* [INFORMATION SUPPLIED]:
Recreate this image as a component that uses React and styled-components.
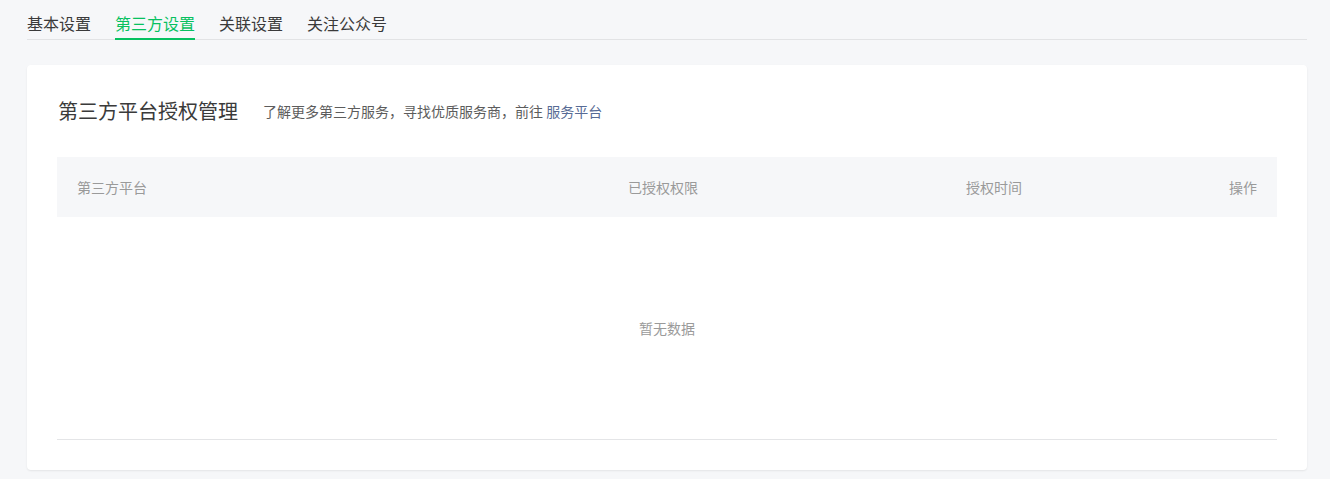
import styled, { createGlobalStyle } from "styled-components";

const GlobalStyle = createGlobalStyle`
  html, body {
    margin: 0;
    padding: 0;
    background: #f6f7f9;
    font-family: "Noto Sans CJK SC", "Noto Sans", sans-serif;
  }
`;

const tabs = ["基本设置", "第三方设置", "关联设置", "关注公众号"];
const columns = ["第三方平台", "已授权权限", "授权时间", "操作"];

export default function App() {
  return (
    <>
      <GlobalStyle />
      <Page>
        <TabBar>
          {tabs.map((t, i) => (
            <Tab key={t} $active={i === 1}>
              {t}
            </Tab>
          ))}
        </TabBar>
        <Card>
          <Heading>
            <Title>第三方平台授权管理</Title>
            <Tip>
              了解更多第三方服务，寻找优质服务商，前往 <Link>服务平台</Link>
            </Tip>
          </Heading>
          <Table>
            <HeadRow>
              {columns.map((c, i) => (
                <HeadCell key={c} $right={i === columns.length - 1}>
                  {c}
                </HeadCell>
              ))}
            </HeadRow>
            <Empty>暂无数据</Empty>
          </Table>
        </Card>
      </Page>
    </>
  );
}

const Page = styled.div`
  padding: 0 23px 10px 27px;
`;

const TabBar = styled.div`
  display: flex;
  gap: 24px;
  border-bottom: 1px solid #e2e3e5;
  height: 40px;
  box-sizing: border-box;
  padding-top: 10px;
`;

const Tab = styled.div`
  font-size: 16px;
  line-height: 26px;
  height: 30px;
  box-sizing: border-box;
  color: ${(p) => (p.$active ? "#07c160" : "#3a3a3a")};
  border-bottom: 2px solid ${(p) => (p.$active ? "#07c160" : "transparent")};
`;

const Card = styled.div`
  margin-top: 25px;
  background: #fff;
  border-radius: 4px;
  box-shadow: 0 1px 2px rgba(0, 0, 0, 0.08);
  padding: 30px;
`;

const Heading = styled.div`
  display: flex;
  align-items: center;
  height: 32px;
  margin-bottom: 30px;
`;

const Title = styled.div`
  font-size: 20px;
  color: #3a3a3a;
  margin-left: 1px;
  margin-top: -2px;
`;

const Tip = styled.div`
  margin-left: 25px;
  font-size: 14px;
  color: #5c5c5c;
`;

const Link = styled.span`
  color: #576b95;
`;

const Table = styled.div`
  border-bottom: 1px solid #e4e5e7;
`;

const HeadRow = styled.div`
  display: grid;
  grid-template-columns: 551px 338px 1fr 120px;
  align-items: center;
  height: 60px;
  background: #f6f7f9;
  padding: 0 20px;
`;

const HeadCell = styled.div`
  font-size: 14px;
  color: #9a9a9a;
  text-align: ${(p) => (p.$right ? "right" : "left")};
`;

const Empty = styled.div`
  height: 222px;
  display: flex;
  align-items: center;
  justify-content: center;
  font-size: 14px;
  color: #9a9a9a;
`;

* [TASK STATEMENT]: Quote the data above in full, leaving out the pictures it holds.

* [WRITTEN RESPONSE]:
Recreate this image as a component that uses React and styled-components.
import styled, { createGlobalStyle } from "styled-components";

const GlobalStyle = createGlobalStyle`
  html, body {
    margin: 0;
    padding: 0;
    background: #f6f7f9;
    font-family: "Noto Sans CJK SC", "Noto Sans", sans-serif;
  }
`;

const tabs = ["基本设置", "第三方设置", "关联设置", "关注公众号"];
const columns = ["第三方平台", "已授权权限", "授权时间", "操作"];

export default function App() {
  return (
    <>
      <GlobalStyle />
      <Page>
        <TabBar>
          {tabs.map((t, i) => (
            <Tab key={t} $active={i === 1}>
              {t}
            </Tab>
          ))}
        </TabBar>
        <Card>
          <Heading>
            <Title>第三方平台授权管理</Title>
            <Tip>
              了解更多第三方服务，寻找优质服务商，前往 <Link>服务平台</Link>
            </Tip>
          </Heading>
          <Table>
            <HeadRow>
              {columns.map((c, i) => (
                <HeadCell key={c} $right={i === columns.length - 1}>
                  {c}
                </HeadCell>
              ))}
            </HeadRow>
            <Empty>暂无数据</Empty>
          </Table>
        </Card>
      </Page>
    </>
  );
}

const Page = styled.div`
  padding: 0 23px 10px 27px;
`;

const TabBar = styled.div`
  display: flex;
  gap: 24px;
  border-bottom: 1px solid #e2e3e5;
  height: 40px;
  box-sizing: border-box;
  padding-top: 10px;
`;

const Tab = styled.div`
  font-size: 16px;
  line-height: 26px;
  height: 30px;
  box-sizing: border-box;
  color: ${(p) => (p.$active ? "#07c160" : "#3a3a3a")};
  border-bottom: 2px solid ${(p) => (p.$active ? "#07c160" : "transparent")};
`;

const Card = styled.div`
  margin-top: 25px;
  background: #fff;
  border-radius: 4px;
  box-shadow: 0 1px 2px rgba(0, 0, 0, 0.08);
  padding: 30px;
`;

const Heading = styled.div`
  display: flex;
  align-items: center;
  height: 32px;
  margin-bottom: 30px;
`;

const Title = styled.div`
  font-size: 20px;
  color: #3a3a3a;
  margin-left: 1px;
  margin-top: -2px;
`;

const Tip = styled.div`
  margin-left: 25px;
  font-size: 14px;
  color: #5c5c5c;
`;

const Link = styled.span`
  color: #576b95;
`;

const Table = styled.div`
  border-bottom: 1px solid #e4e5e7;
`;

const HeadRow = styled.div`
  display: grid;
  grid-template-columns: 551px 338px 1fr 120px;
  align-items: center;
  height: 60px;
  background: #f6f7f9;
  padding: 0 20px;
`;

const HeadCell = styled.div`
  font-size: 14px;
  color: #9a9a9a;
  text-align: ${(p) => (p.$right ? "right" : "left")};
`;

const Empty = styled.div`
  height: 222px;
  display: flex;
  align-items: center;
  justify-content: center;
  font-size: 14px;
  color: #9a9a9a;
`;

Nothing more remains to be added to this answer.